Once the band have had their dog fix (one golden retriever decides to stay and hang out with us), they settle back into their beanbag chairs. Talk turns to their forthcoming headline tour in November. Despite a string of early successes – festival bookings and support slots for IDLES, the band are feeling that Monday dread. “You have to gig enough to be close to doing it full-time, but you still have to somehow pay your rent,” bassist Tippi Morgan says. “I think a lot of musicians would universally agree that dealing with the extreme highs of life and then going back to working jobs that we don’t really care about can make you feel quite s***,” says Howard, explaining how the “consistent” extremes of going from the highs of a live performance to the lows of life amplifies that sense of dread: “I think we all struggle to cope with it.”

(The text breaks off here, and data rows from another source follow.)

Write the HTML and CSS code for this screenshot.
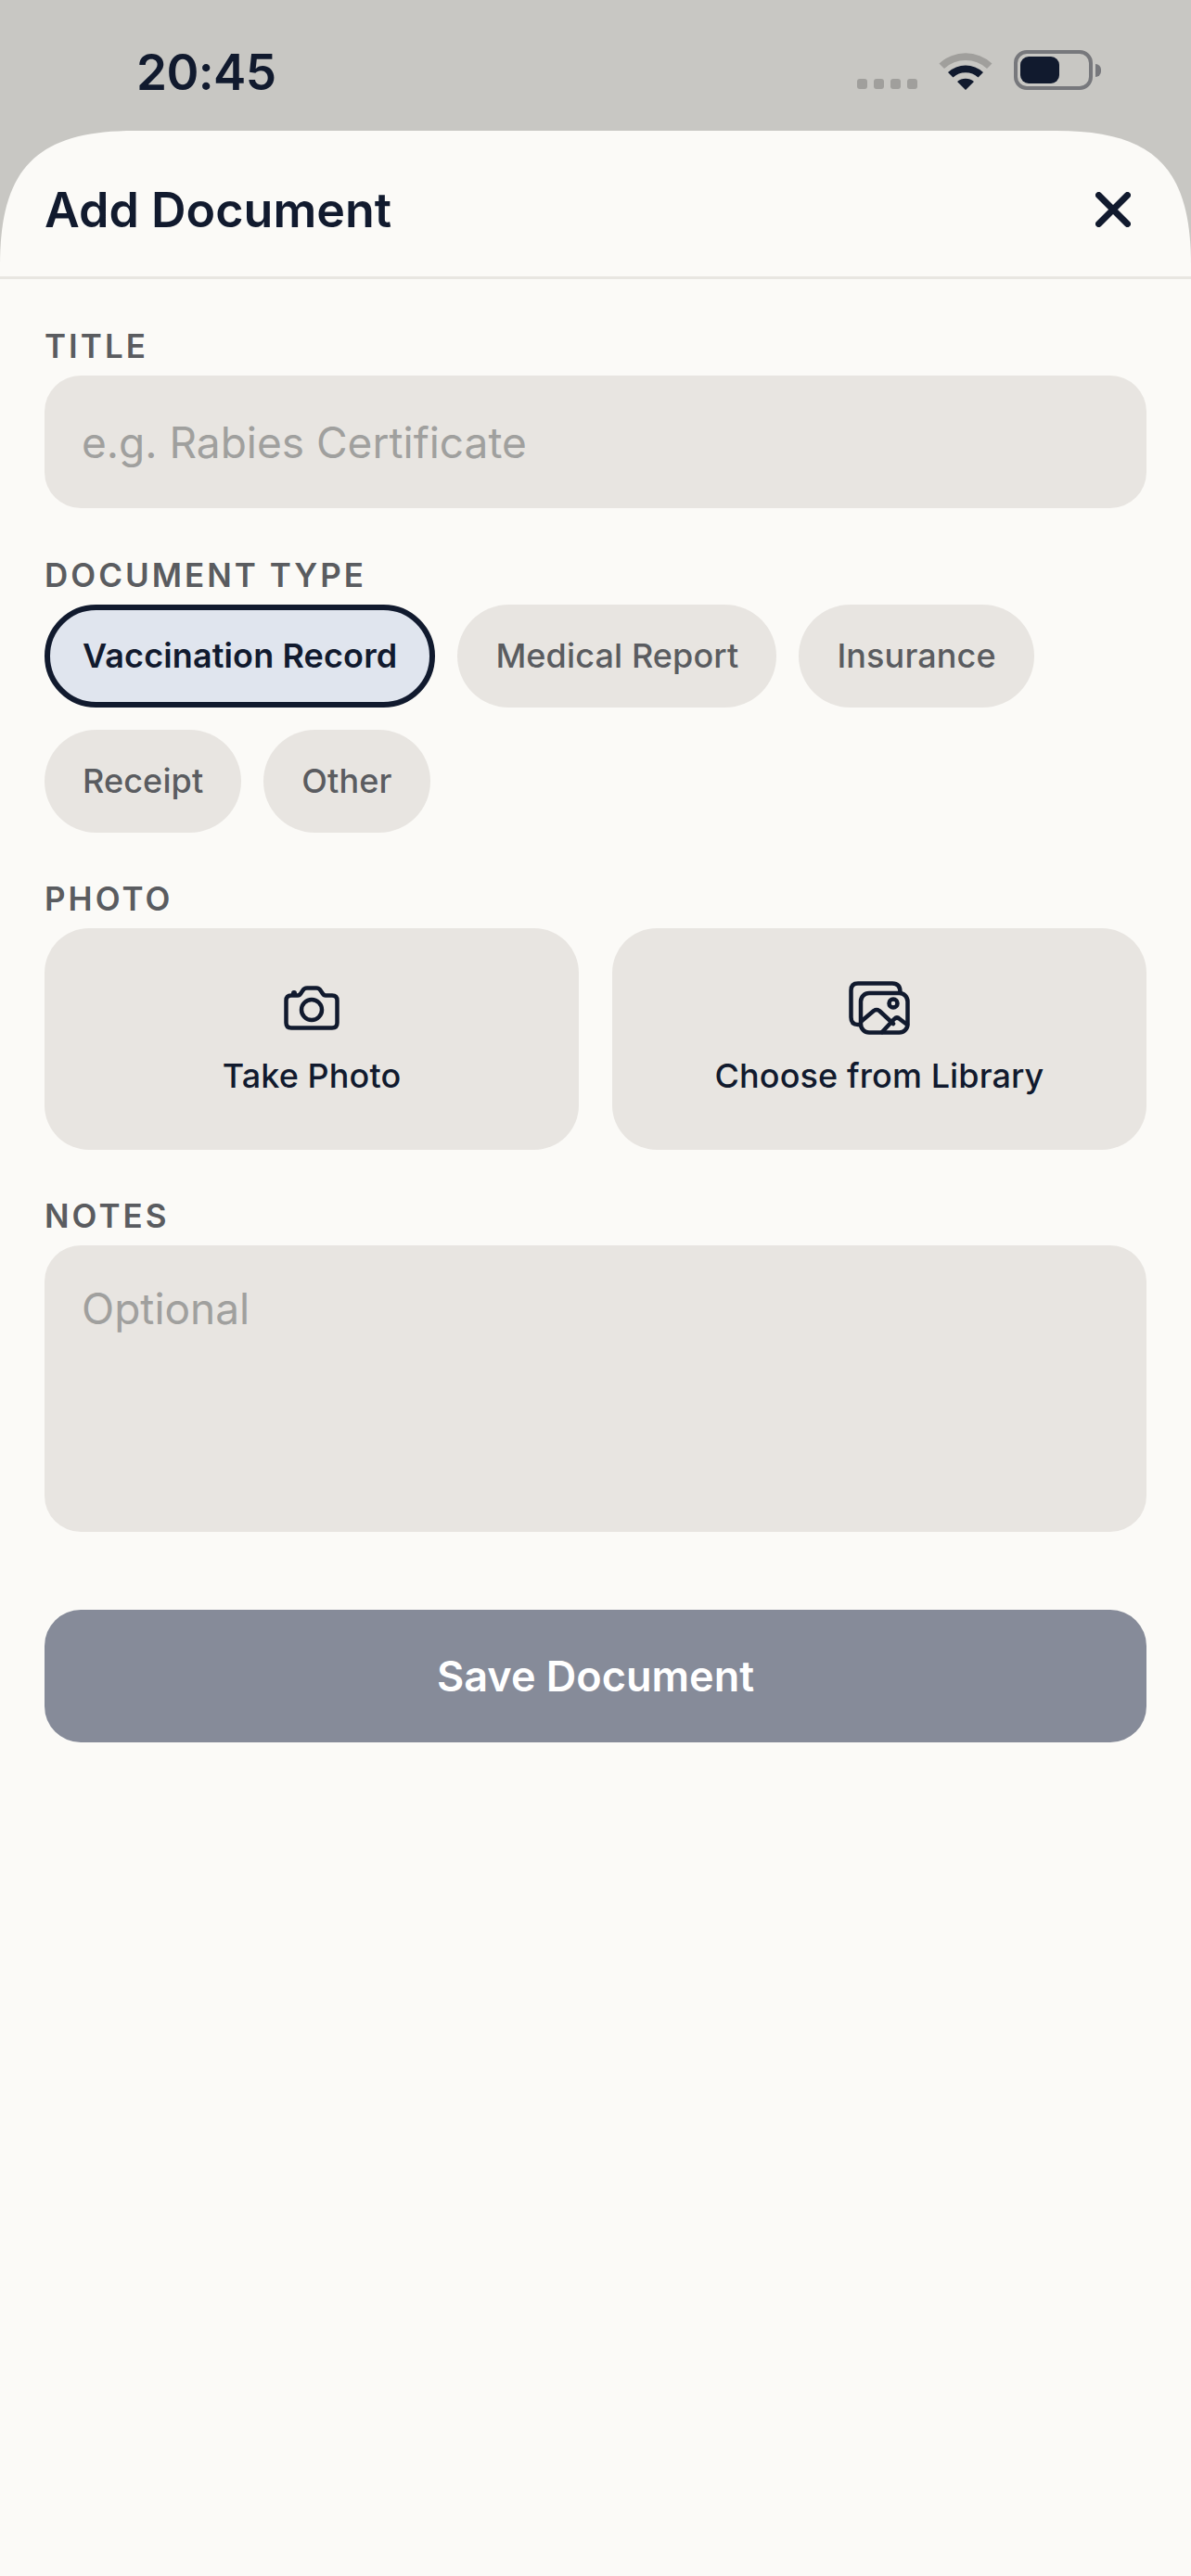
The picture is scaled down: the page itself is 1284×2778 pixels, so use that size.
FILE: index.html
```html
<!DOCTYPE html>
<html lang="en">
<head>
<meta charset="utf-8">
<title>Add Document</title>
<link rel="stylesheet" href="styles.css">
</head>
<body>
<div class="status">
  <span class="time">20:45</span>
  <div class="status-icons">
    <div class="signal"><i></i><i></i><i></i><i></i></div>
    <svg class="wifi" width="58" height="43" viewBox="0 0 58 43">
      <path d="M0.5 14.5 A42 42 0 0 1 57.5 14.5 L52 20 A34 34 0 0 0 6 20 Z" fill="#a09f9c"/>
      <path d="M10 24 A28 28 0 0 1 48 24 L42.500 29.500 A20 20 0 0 0 15.500 29.500 Z M20 34 A14 14 0 0 1 38 34 L29 43 Z" fill="#111a2e"/>
    </svg>
    <div class="battery"><div class="battery-body"><div class="battery-level"></div></div><div class="battery-cap"></div></div>
  </div>
</div>
<main class="sheet">
  <header class="sheet-head">
    <h1>Add Document</h1>
    <svg class="close" width="38" height="38" viewBox="0 0 38 38"><path d="M3.500 3.500 L34.500 34.500 M34.500 3.500 L3.500 34.500" stroke="#111a2e" stroke-width="7" stroke-linecap="round"/></svg>
  </header>
  <form class="form">
    <section class="field">
      <label class="label">TITLE</label>
      <div class="input">e.g. Rabies Certificate</div>
    </section>
    <section class="field">
      <label class="label">DOCUMENT TYPE</label>
      <div class="chips">
        <span class="chip chip-on">Vaccination Record</span>
        <span class="chip">Medical Report</span>
        <span class="chip">Insurance</span>
        <span class="chip">Receipt</span>
        <span class="chip">Other</span>
      </div>
    </section>
    <section class="field">
      <label class="label">PHOTO</label>
      <div class="photo-row">
        <div class="photo-btn">
          <svg width="60" height="58" viewBox="0 -5 60 58" fill="none" stroke="#111a2e" stroke-width="4.500" stroke-linejoin="round">
            <path d="M8 10.500 H15 Q17 10.500 18.500 8 L20.500 5 Q22 2.500 25 2.500 H35 Q38 2.500 39.500 5 L41.500 8 Q43 10.500 45 10.500 H52 Q57.500 10.500 57.500 16 V40 Q57.500 45.500 52 45.500 H8 Q2.500 45.500 2.500 40 V16 Q2.500 10.500 8 10.500 Z"/>
            <circle cx="30" cy="26" r="11"/>
            <path d="M11 9 V8" stroke-width="6" stroke-linecap="round"/>
          </svg>
          <span>Take Photo</span>
        </div>
        <div class="photo-btn">
          <svg width="66" height="58" viewBox="0 0 66 58" fill="none" stroke="#111a2e" stroke-width="4.500" stroke-linejoin="round" stroke-linecap="round">
            <path d="M12 47 H10 Q2.500 47 2.500 39 V10 Q2.500 2.500 10 2.500 H47 Q55.500 2.500 55.500 12"/>
            <rect x="13" y="13" width="50.500" height="42.500" rx="9"/>
            <circle cx="48" cy="24" r="4.500"/>
            <path d="M14 43 L27 32 Q30 30 33 32 L48 46 M36 55 L49 41 Q52 38 55 41 L63 47"/>
          </svg>
          <span>Choose from Library</span>
        </div>
      </div>
    </section>
    <section class="field">
      <label class="label">NOTES</label>
      <div class="input input-notes">Optional</div>
    </section>
    <div class="save">Save Document</div>
  </form>
</main>
</body>
</html>
```

FILE: styles.css
```css
* { box-sizing: border-box; }

html, body { margin: 0; height: 100%; }

body {
  background: #c8c7c3;
  font-family: Inter, "Liberation Sans", sans-serif;
  color: #111a2e;
  display: flex;
  flex-direction: column;
  overflow: hidden;
}

.status {
  height: 141px;
  flex: none;
  display: flex;
  justify-content: space-between;
  padding: 55px 97px 0 147px;
}

.time {
  font-size: 53px;
  font-weight: 600;
  line-height: 46px;
  letter-spacing: -0.6px;
}

.status-icons {
  display: flex;
  align-items: flex-start;
  margin-top: -1px;
}

.signal {
  display: flex;
  gap: 7px;
  margin: 31px 23px 0 0;
}

.signal i {
  width: 11px;
  height: 11px;
  border-radius: 3px;
  background: #a09f9c;
}

.wifi { margin-right: 23px; }

.battery {
  display: flex;
  align-items: center;
  gap: 3px;
}

.battery-body {
  width: 85px;
  height: 43px;
  border: 4px solid #77787c;
  border-radius: 14px;
  padding: 3px;
}

.battery-level {
  width: 42px;
  height: 29px;
  border-radius: 9px;
  background: #111a2e;
}

.battery-cap {
  width: 6px;
  height: 14px;
  border-radius: 0 7px 7px 0;
  background: #77787c;
}

/* continuous top corners that a plain border-radius cannot draw */
.sheet {
  flex: 1;
  background: #fbfaf7;
  clip-path: path("M0 145 C0 40 40 0 145 0 H1139 C1244 0 1284 40 1284 145 V2637 H0 Z");
}

.sheet-head {
  height: 160px;
  border-bottom: 3px solid #e8e6e1;
  padding: 13px 65px 0 48px;
  display: flex;
  align-items: center;
  justify-content: space-between;
}

.sheet-head h1 {
  margin: 0;
  font-size: 52px;
  font-weight: 600;
}

.form {
  padding: 51px 48px 0;
  display: flex;
  flex-direction: column;
  gap: 50.2px;
}

.label {
  display: block;
  font-size: 35px;
  line-height: 42px;
  font-weight: 600;
  letter-spacing: 3px;
  color: #5a5c60;
  margin-bottom: 11px;
}

.input {
  height: 143.400px;
  border-radius: 39px;
  background: #e8e5e1;
  padding: 0 39px 0 40px;
  display: flex;
  align-items: center;
  font-size: 46px;
  color: #a0a09e;
}

.input-notes {
  height: 309px;
  align-items: flex-start;
  padding-top: 40px;
}

.chips {
  display: flex;
  flex-wrap: wrap;
  gap: 24px;
}

.chip {
  height: 111px;
  padding: 0 41px;
  border-radius: 56px;
  background: #e8e5e1;
  display: flex;
  align-items: center;
  font-size: 36px;
  font-weight: 500;
  letter-spacing: 0.12px;
  color: #5a5c60;
}

.chip-on {
  background: #e0e5ee;
  border: 6px solid #111a2e;
  padding: 0 35px;
  color: #111a2e;
  font-weight: 600;
}

.photo-row {
  display: grid;
  grid-template-columns: 1fr 1fr;
  gap: 36px;
}

.photo-btn {
  height: 239px;
  border-radius: 48px;
  background: #e8e5e1;
  display: flex;
  flex-direction: column;
  align-items: center;
  justify-content: center;
  gap: 22px;
  font-size: 36px;
  line-height: 44px;
  font-weight: 500;
  letter-spacing: 0.1px;
}

.save {
  margin-top: 33.800px;
  height: 143px;
  border-radius: 39px;
  background: #868b99;
  color: #fff;
  display: flex;
  align-items: center;
  justify-content: center;
  font-size: 45px;
  font-weight: 600;
}
```
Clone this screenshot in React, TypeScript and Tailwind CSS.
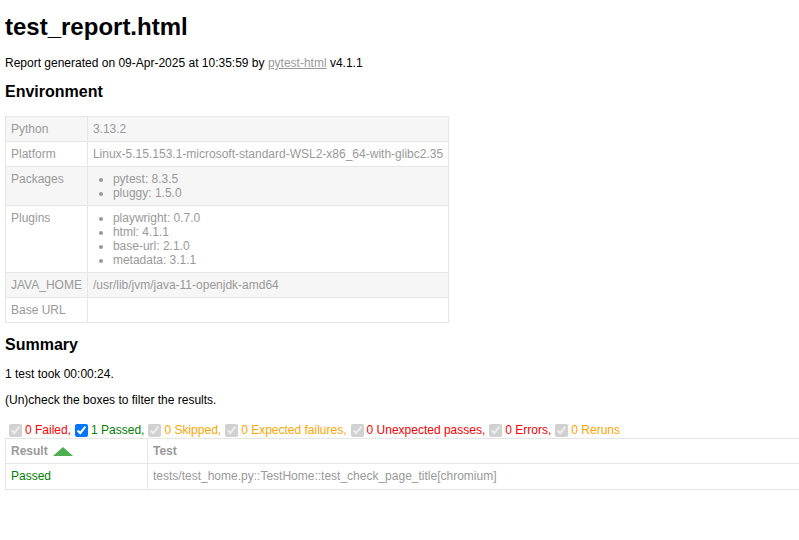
import React from 'react'

const envRows: { key: string; value: string | string[] }[] = [
  { key: 'Python', value: '3.13.2' },
  { key: 'Platform', value: 'Linux-5.15.153.1-microsoft-standard-WSL2-x86_64-with-glibc2.35' },
  { key: 'Packages', value: ['pytest: 8.3.5', 'pluggy: 1.5.0'] },
  { key: 'Plugins', value: ['playwright: 0.7.0', 'html: 4.1.1', 'base-url: 2.1.0', 'metadata: 3.1.1'] },
  { key: 'JAVA_HOME', value: '/usr/lib/jvm/java-11-openjdk-amd64' },
  { key: 'Base URL', value: '' },
]

const filters: { label: string; color: string; checked: boolean; disabled: boolean }[] = [
  { label: '0 Failed', color: 'text-[#ff0000]', checked: true, disabled: true },
  { label: '1 Passed', color: 'text-[#008000]', checked: true, disabled: false },
  { label: '0 Skipped', color: 'text-[#ffa500]', checked: true, disabled: true },
  { label: '0 Expected failures', color: 'text-[#ffa500]', checked: true, disabled: true },
  { label: '0 Unexpected passes', color: 'text-[#ff0000]', checked: true, disabled: true },
  { label: '0 Errors', color: 'text-[#ff0000]', checked: true, disabled: true },
  { label: '0 Reruns', color: 'text-[#ffa500]', checked: true, disabled: true },
]

export default function App() {
  return (
    <div className="w-[799px] h-[540px] overflow-hidden bg-white px-[5px] font-['Liberation_Sans',Arial,sans-serif] text-[12px] text-[#999]">
      <h1 className="mt-[13px] text-[24px] leading-[28px] font-bold text-black">test_report.html</h1>
      <p className="mt-[15px] leading-[14px] text-black">
        Report generated on 09-Apr-2025 at 10:35:59 by{' '}
        <a href="#" className="text-[#999] underline">pytest-html</a> v4.1.1
      </p>

      <h2 className="mt-[13px] text-[16px] leading-[18px] font-bold text-black">Environment</h2>
      <table className="mt-[15px] border-collapse">
        <tbody>
          {envRows.map((row, i) => (
            <tr key={row.key} className={i % 2 === 0 ? 'bg-[#f6f6f6]' : ''}>
              <td className="border border-[#e6e6e6] p-[5px] align-top leading-[14px]">{row.key}</td>
              <td className="border border-[#e6e6e6] p-[5px] align-top leading-[14px]">
                {Array.isArray(row.value) ? (
                  <ul className="list-disc px-[20px]">
                    {row.value.map((v) => (
                      <li key={v}>{v}</li>
                    ))}
                  </ul>
                ) : (
                  row.value
                )}
              </td>
            </tr>
          ))}
        </tbody>
      </table>

      <h2 className="mt-[13px] text-[16px] leading-[18px] font-bold text-black">Summary</h2>
      <p className="mt-[13px] leading-[14px] text-black">1 test took 00:00:24.</p>
      <p className="mt-[12px] leading-[14px] text-black">(Un)check the boxes to filter the results.</p>

      <div className="mt-[15px] flex h-[16px] items-center whitespace-nowrap">
        {filters.map((f, i) => (
          <React.Fragment key={f.label}>
            <input
              type="checkbox"
              defaultChecked={f.checked}
              disabled={f.disabled}
              className="ml-[4px] mr-[3px]"
            />
            <span className={f.color}>
              {f.label}
              {i < filters.length - 1 ? ',' : ''}
            </span>
          </React.Fragment>
        ))}
      </div>

      <table className="w-[800px] border-collapse border border-[#e6e6e6]">
        <thead>
          <tr>
            <th className="w-[142px] border border-[#e6e6e6] p-[5px] text-left font-bold leading-[14px]">
              <span className="inline-flex items-center gap-[5px]">
                Result
                <span className="inline-block h-0 w-0 border-x-[10px] border-b-[9px] border-x-transparent border-b-[#4caf50]" />
              </span>
            </th>
            <th className="border border-[#e6e6e6] p-[5px] text-left font-bold leading-[14px]">Test</th>
          </tr>
        </thead>
        <tbody>
          <tr>
            <td className="border border-[#e6e6e6] p-[5px] leading-[15px] text-[#008000]">Passed</td>
            <td className="border border-[#e6e6e6] p-[5px] leading-[15px]">tests/test_home.py::TestHome::test_check_page_title[chromium]</td>
          </tr>
        </tbody>
      </table>
    </div>
  )
}
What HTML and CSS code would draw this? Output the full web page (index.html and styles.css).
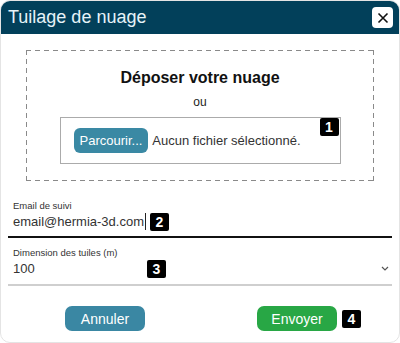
FILE: index.html
```html
<!DOCTYPE html>
<html lang="fr">
<head>
<meta charset="utf-8">
<link rel="stylesheet" href="styles.css">
</head>
<body>
<div class="dialog">
  <div class="header">
    <span class="title">Tuilage de nuage</span>
    <button class="close" aria-label="Fermer">
      <svg width="12" height="12" viewBox="0 0 12 12"><path d="M1.5 1.5 L10.5 10.5 M10.5 1.5 L1.5 10.5" stroke="#111" stroke-width="1.6" fill="none"/></svg>
    </button>
  </div>
  <div class="body">
    <div class="drop">
      <div class="drop-title">Déposer votre nuage</div>
      <div class="drop-or">ou</div>
      <div class="file">
        <span class="browse">Parcourir...</span>
        <span class="file-name">Aucun fichier sélectionné.</span>
        <span class="badge badge-file">1</span>
      </div>
    </div>
    <div class="field field-email">
      <div class="label">Email de suivi</div>
      <div class="value"><span>email@hermia-3d.com</span><span class="caret"></span><span class="badge">2</span></div>
    </div>
    <div class="field field-select">
      <div class="label">Dimension des tuiles (m)</div>
      <div class="value"><span class="num">100</span><span class="badge">3</span>
        <svg class="chev" width="8" height="5" viewBox="0 0 8 5"><path d="M1 1 L4 4 L7 1" stroke="#555" stroke-width="1.2" fill="none"/></svg>
      </div>
    </div>
    <div class="actions">
      <button class="btn btn-cancel">Annuler</button>
      <div class="send-wrap">
        <button class="btn btn-send">Envoyer</button>
        <span class="badge">4</span>
      </div>
    </div>
  </div>
</div>
</body>
</html>
```
FILE: styles.css
```css
* { box-sizing: border-box; }
html, body { margin: 0; padding: 0; background: #fff; }
body { font-family: "Liberation Sans", Arial, sans-serif; color: #222; }
.dialog {
  width: 400px;
  height: 343px;
  border: 1px solid #e4e4e4;
  border-radius: 10px;
  overflow: hidden;
  background: #fff;
}
.header {
  height: 34px;
  background: #02405a;
  display: flex;
  align-items: center;
  justify-content: space-between;
  padding: 0 7px 0 8px;
  margin: -1px -1px 0 -1px;
}
.title { color: #e6f3f8; font-size: 18px; }
.close {
  width: 21px; height: 21px;
  background: #fff;
  border: none;
  border-radius: 4px;
  padding: 0;
  display: flex; align-items: center; justify-content: center;
  margin-top: 1px;
}
.body { padding: 16px 7px 0 7px; }
.drop {
  margin: 0 18px;
  height: 131px;
  background:
    repeating-linear-gradient(90deg, #8a8a8a 0 5px, transparent 5px 9px) top left / 100% 1px no-repeat,
    repeating-linear-gradient(90deg, #8a8a8a 0 5px, transparent 5px 9px) bottom left / 100% 1px no-repeat,
    repeating-linear-gradient(180deg, #8a8a8a 0 5px, transparent 5px 9px) top left / 1px 100% no-repeat,
    repeating-linear-gradient(180deg, #8a8a8a 0 5px, transparent 5px 9px) top right / 1px 100% no-repeat;
  display: flex;
  flex-direction: column;
  align-items: center;
  padding-top: 19px;
}
.drop-title { font-weight: bold; font-size: 16px; color: #111; }
.drop-or { font-size: 12px; margin-top: 8px; color: #222; }
.file {
  position: relative;
  margin-top: 8px;
  width: 281px;
  height: 47px;
  border: 1px solid #ababab;
  display: flex;
  align-items: center;
  padding-left: 13px;
  gap: 4px;
}
.browse {
  background: #3a89a4;
  color: #fff;
  font-size: 13px;
  border-radius: 6px;
  padding: 5px 6px 5px 6px;
}
.file-name { font-size: 13px; color: #333; }
.badge {
  display: inline-flex;
  align-items: center;
  justify-content: center;
  width: 19px; height: 18px;
  background: #000;
  color: #fff;
  font-weight: bold;
  font-size: 14px;
  border-radius: 2px;
}
.badge-file { position: absolute; top: 0; right: 1px; }
.field { padding-left: 5px; }
.field-email { margin-top: 19px; border-bottom: 2px solid #111; padding-bottom: 5px; }
.field-select { margin-top: 9px; border-bottom: 2px solid #cfcfcf; padding-bottom: 6px; }
.label { font-size: 9.5px; color: #333; }
.value {
  display: flex;
  align-items: center;
  font-size: 13px;
  color: #333;
  margin-top: 1px;
  height: 19px;
}
.caret { width: 1px; height: 17px; background: #222; margin-left: 1px; margin-right: 4px; }
.num { width: 134px; }
.chev { margin-left: auto; margin-right: 3px; }
.actions {
  display: flex;
  padding-left: 57px;
  margin-top: 20px;
  align-items: center;
}
.btn {
  width: 80px; height: 25px;
  border: none;
  border-radius: 7px;
  color: #fff;
  font-family: "Liberation Sans", Arial, sans-serif;
  font-size: 14px;
  padding: 0;
}
.btn-cancel { background: #3a87a3; }
.send-wrap { display: flex; align-items: center; gap: 5px; margin-left: 112px; }
.btn-send { background: #28a745; }
```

“We use the band as a form of escapism.” Howard suggests. “There’s so much out there that angers us, but at this point I think it’s nice to make space for people to kind of get away from that – just to have fun and just enjoy themselves.” The band are keen to continue building their fan community, inspired by the inclusivity they see from acts such as Florence + The Machine, who has a book club, and Sports Team’s fan Whatsapp group. “I just love when I hear a band and there’s this whole world around them,” says Deeley. “There are bands that are huge but you feel very close to them.”
This is particularly important to Lime Garden as a group of young women. They’re excited by the wave of female and non-binary artists arriving on the scene: “Bring it on,’’ says Howard, recalling a Wolf Alice gig that inspired her to form her own band. “It was totally mind-blowing,” she says of frontwoman Ellie Rowsell. “I’d never seen a woman do that [before]. It was so powerful and inspiring. It’s cool to think that we can even give a tiny bit of that to somebody else.”
Lime Garden’s new single “Marbles” is out now. They tour the UK from 7 November.